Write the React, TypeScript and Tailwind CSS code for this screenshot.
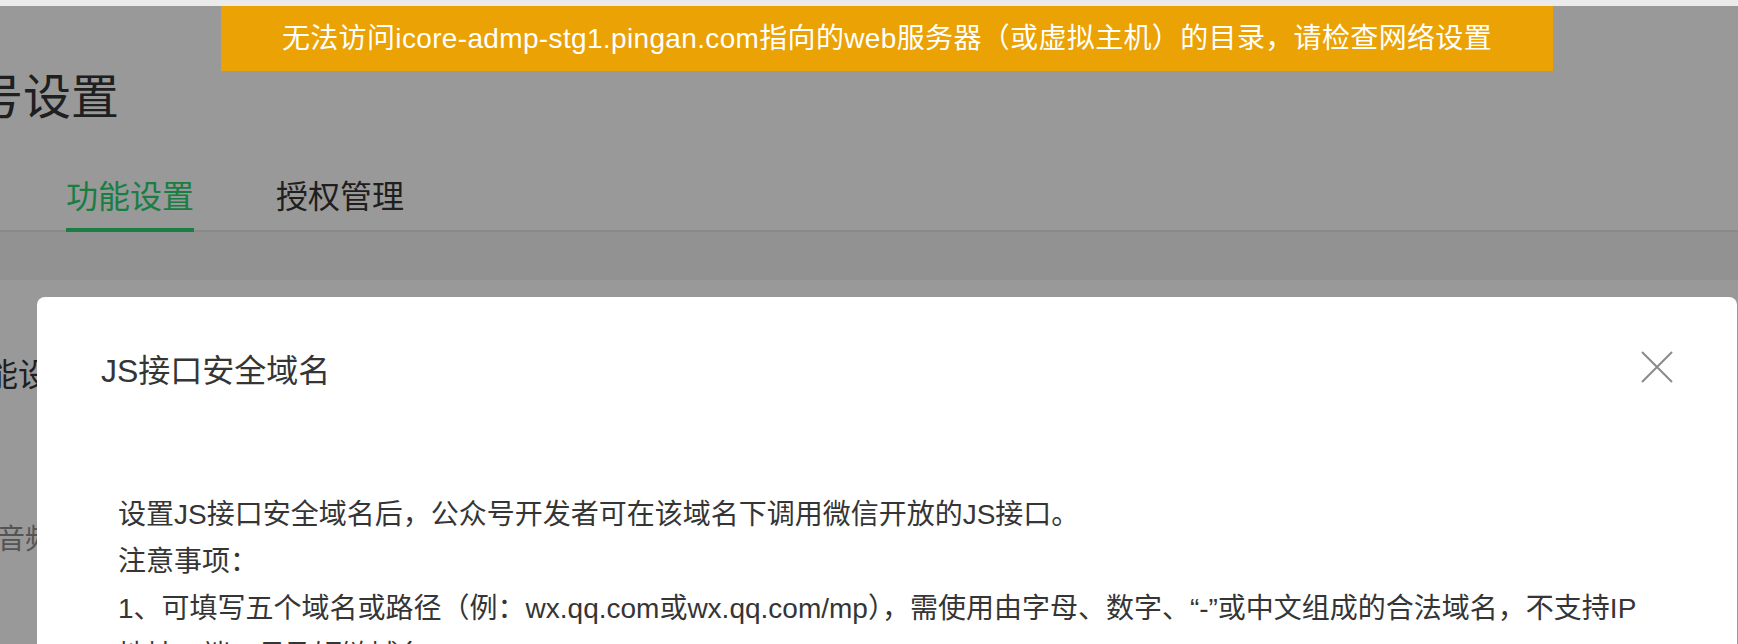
import React from "react";

const tabs = [
  { id: 1, name: "功能设置" },
  { id: 2, name: "授权管理" },
];

const CloseIcon = () => (
  <svg width="32" height="32" viewBox="0 0 32 32" fill="none">
    <path d="M1 1L31 31M31 1L1 31" stroke="#8a8a8a" strokeWidth="2" />
  </svg>
);

export default function App() {
  const selectedTab = "功能设置";

  return (
    <main className="relative h-[644px] w-full overflow-hidden bg-white font-['Liberation_Sans','Noto_Sans_CJK_SC',sans-serif] text-[#353535]">
      <div className="h-[6px] bg-[#ebebeb]" />

      {/* page behind the dialog */}
      <section className="flex flex-col">
        <h1 className="mt-[68px] ml-[-121px] whitespace-nowrap text-[48px] leading-[48px] font-normal">
          公众号设置
        </h1>

        <div className="mt-[59px] flex gap-[82px] border-b-2 border-[#e6e6e6] pl-[66px]">
          {tabs.map((tab) => (
            <div
              key={tab.id}
              className={`-mb-[2px] border-b-4 pb-[15px] text-[32px] leading-[32px] ${
                selectedTab === tab.name
                  ? "border-[#2dd16e] text-[#2dd16e]"
                  : "border-transparent text-[#353535]"
              }`}
            >
              {tab.name}
            </div>
          ))}
        </div>

        <div className="h-[48px] bg-[#f3f4f3]" />

        <article className="flex h-[400px] flex-col bg-white">
          <h2 className="mt-[79px] ml-[-46px] whitespace-nowrap text-[32px] leading-[32px] font-normal">
            功能设置
          </h2>
          <p className="mt-[135px] ml-[-3px] whitespace-nowrap text-[28px] leading-[28px] text-[#8c8c8c]">
            音频消息
          </p>
        </article>
      </section>

      <div className="absolute inset-x-0 top-[6px] bottom-0 bg-black/40" />

      <div className="absolute left-[221px] top-[6px] flex h-[65px] w-[1332px] items-center justify-center bg-[#eba204] text-[28px] leading-[28px] tracking-[0.35px] text-white whitespace-nowrap">
        无法访问icore-admp-stg1.pingan.com指向的web服务器（或虚拟主机）的目录，请检查网络设置
      </div>

      {/* dialog */}
      <div className="absolute left-[37px] right-[1px] top-[297px] h-[420px] rounded-[8px] bg-white">
        <header className="flex items-start justify-between px-[64px] pt-[54px]">
          <h3 className="mt-[4px] text-[32px] leading-[32px] font-normal">JS接口安全域名</h3>
          <button className="h-[32px] w-[32px]">
            <CloseIcon />
          </button>
        </header>
        <div className="mt-[104px] px-[81px] text-[28px] leading-[47px]">
          <p>设置JS接口安全域名后，公众号开发者可在该域名下调用微信开放的JS接口。</p>
          <p>注意事项：</p>
          <p>
            1、可填写五个域名或路径（例：wx.qq.com或wx.qq.com/mp），需使用由字母、数字、“-”或中文组成的合法域名，不支持IP地址、端口号及短链域名。
          </p>
        </div>
      </div>
    </main>
  );
}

-*-*-

Working from the lines above, reproduce the material exactly and exclude its pictures.

▶ Exercise result:
Write the React, TypeScript and Tailwind CSS code for this screenshot.
import React from "react";

const tabs = [
  { id: 1, name: "功能设置" },
  { id: 2, name: "授权管理" },
];

const CloseIcon = () => (
  <svg width="32" height="32" viewBox="0 0 32 32" fill="none">
    <path d="M1 1L31 31M31 1L1 31" stroke="#8a8a8a" strokeWidth="2" />
  </svg>
);

export default function App() {
  const selectedTab = "功能设置";

  return (
    <main className="relative h-[644px] w-full overflow-hidden bg-white font-['Liberation_Sans','Noto_Sans_CJK_SC',sans-serif] text-[#353535]">
      <div className="h-[6px] bg-[#ebebeb]" />

      {/* page behind the dialog */}
      <section className="flex flex-col">
        <h1 className="mt-[68px] ml-[-121px] whitespace-nowrap text-[48px] leading-[48px] font-normal">
          公众号设置
        </h1>

        <div className="mt-[59px] flex gap-[82px] border-b-2 border-[#e6e6e6] pl-[66px]">
          {tabs.map((tab) => (
            <div
              key={tab.id}
              className={`-mb-[2px] border-b-4 pb-[15px] text-[32px] leading-[32px] ${
                selectedTab === tab.name
                  ? "border-[#2dd16e] text-[#2dd16e]"
                  : "border-transparent text-[#353535]"
              }`}
            >
              {tab.name}
            </div>
          ))}
        </div>

        <div className="h-[48px] bg-[#f3f4f3]" />

        <article className="flex h-[400px] flex-col bg-white">
          <h2 className="mt-[79px] ml-[-46px] whitespace-nowrap text-[32px] leading-[32px] font-normal">
            功能设置
          </h2>
          <p className="mt-[135px] ml-[-3px] whitespace-nowrap text-[28px] leading-[28px] text-[#8c8c8c]">
            音频消息
          </p>
        </article>
      </section>

      <div className="absolute inset-x-0 top-[6px] bottom-0 bg-black/40" />

      <div className="absolute left-[221px] top-[6px] flex h-[65px] w-[1332px] items-center justify-center bg-[#eba204] text-[28px] leading-[28px] tracking-[0.35px] text-white whitespace-nowrap">
        无法访问icore-admp-stg1.pingan.com指向的web服务器（或虚拟主机）的目录，请检查网络设置
      </div>

      {/* dialog */}
      <div className="absolute left-[37px] right-[1px] top-[297px] h-[420px] rounded-[8px] bg-white">
        <header className="flex items-start justify-between px-[64px] pt-[54px]">
          <h3 className="mt-[4px] text-[32px] leading-[32px] font-normal">JS接口安全域名</h3>
          <button className="h-[32px] w-[32px]">
            <CloseIcon />
          </button>
        </header>
        <div className="mt-[104px] px-[81px] text-[28px] leading-[47px]">
          <p>设置JS接口安全域名后，公众号开发者可在该域名下调用微信开放的JS接口。</p>
          <p>注意事项：</p>
          <p>
            1、可填写五个域名或路径（例：wx.qq.com或wx.qq.com/mp），需使用由字母、数字、“-”或中文组成的合法域名，不支持IP地址、端口号及短链域名。
          </p>
        </div>
      </div>
    </main>
  );
}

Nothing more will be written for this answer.